In some respects this position resembles others we have seen recently, but notice that White’s position is more vulnerable. Black threatens Qf2# and at first blush White seems to have no good defense against it. Again, though, Black's king is on the g-file with a pawn and queen spread apart in front of it; again White would be able to pin the queen, and with good protection, by playing Rg1 if the pawn on g7 weren’t in the way. This time the pawn can’t be moved by taking something it guards because it doesn’t guard anything. The situation calls for a different approach: perhaps the pawn can be captured. This won't help if the piece you use to make the capture is left on the needed file, for then you would have replaced one obstruction with another. But the result may be a useful simplification if your piece will be recaptured by the enemy.
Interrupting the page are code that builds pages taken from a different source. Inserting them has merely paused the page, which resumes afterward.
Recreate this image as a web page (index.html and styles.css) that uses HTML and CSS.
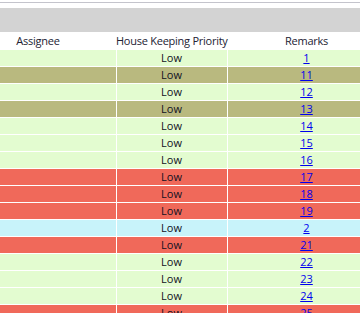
FILE: index.html
```html
<!DOCTYPE html>
<html>
<head>
<meta charset="utf-8">
<link rel="stylesheet" href="styles.css">
</head>
<body>
<div class="topline"></div>
<div class="toolbar"></div>
<table class="grid">
  <thead>
    <tr>
      <th class="c-assignee">Assignee</th>
      <th class="c-priority">House Keeping Priority</th>
      <th class="c-remarks">Remarks</th>
    </tr>
  </thead>
  <tbody>
    <tr class="green"><td></td><td>Low</td><td><a href="#">1</a></td></tr>
    <tr class="olive"><td></td><td>Low</td><td><a href="#">11</a></td></tr>
    <tr class="green"><td></td><td>Low</td><td><a href="#">12</a></td></tr>
    <tr class="olive"><td></td><td>Low</td><td><a href="#">13</a></td></tr>
    <tr class="green"><td></td><td>Low</td><td><a href="#">14</a></td></tr>
    <tr class="green"><td></td><td>Low</td><td><a href="#">15</a></td></tr>
    <tr class="green"><td></td><td>Low</td><td><a href="#">16</a></td></tr>
    <tr class="red"><td></td><td>Low</td><td><a href="#">17</a></td></tr>
    <tr class="red"><td></td><td>Low</td><td><a href="#">18</a></td></tr>
    <tr class="red"><td></td><td>Low</td><td><a href="#">19</a></td></tr>
    <tr class="cyan"><td></td><td>Low</td><td><a href="#">2</a></td></tr>
    <tr class="red"><td></td><td>Low</td><td><a href="#">21</a></td></tr>
    <tr class="green"><td></td><td>Low</td><td><a href="#">22</a></td></tr>
    <tr class="green"><td></td><td>Low</td><td><a href="#">23</a></td></tr>
    <tr class="green"><td></td><td>Low</td><td><a href="#">24</a></td></tr>
    <tr class="red"><td></td><td>Low</td><td><a href="#">25</a></td></tr>
  </tbody>
</table>
</body>
</html>
```
FILE: styles.css
```css
html, body {
  margin: 0;
  padding: 0;
  overflow: hidden;
  background: #ffffff;
  font-family: "Open Sans", "Noto Sans", sans-serif;
  font-size: 11px;
  color: #111122;
}
.topline {
  height: 1px;
  margin-top: 2px;
  background: #c4c4cc;
}
.toolbar {
  height: 24px;
  margin-top: 5px;
  background: #d3d3d3;
}
.grid {
  border-collapse: collapse;
  table-layout: fixed;
  width: 386px;
}
.grid th {
  font-weight: normal;
  height: 18px;
  padding: 0;
  text-align: center;
  line-height: 18px;
  white-space: nowrap;
  letter-spacing: -0.25px;
  color: #222233;
}
.c-assignee { width: 116px; padding-right: 40px !important; box-sizing: border-box; }
.c-priority { width: 111px; }
.c-remarks { width: 159px; }
.grid td {
  height: 16px;
  padding: 0;
  text-align: center;
  line-height: 16px;
  border-right: 1px solid #ffffff;
  border-bottom: 1px solid #ffffff;
  white-space: nowrap;
}
.grid a {
  color: #0000ee;
  text-decoration: underline;
}
.green td { background: #e3fcd0; }
.olive td { background: #b9b97f; }
.red td { background: #f0695a; }
.cyan td { background: #c8f3fa; }
```
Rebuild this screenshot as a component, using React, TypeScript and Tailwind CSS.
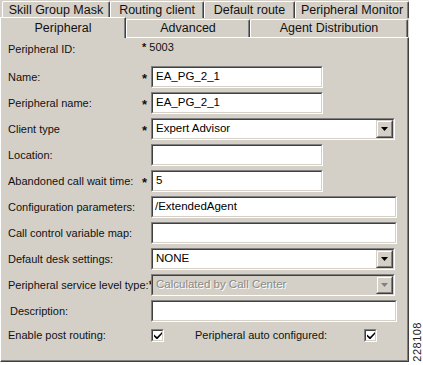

The point: White plays Rxg7+, taking the pawn and also forking Black’s king and queen. The priority of check requires Black to deal with this rather than delivering mate on f2; he has to capture White’s rook with KxR or QxR. Either way the three Black men on the g-file have been reduced to two. Now Rg1 pins Black’s queen. Black plays QxR and allows his queen to be recaptured, and in the end White has traded two rooks for a queen and a pawn. More to the point, he has turned a lost position into a winning one.
This section is titled "consolidating enemy pieces" because that is one way of looking at what happens: enemy pieces spread over multiple squares are, through captures, consolidated down to a single square, which then becomes a suitable target for a pin.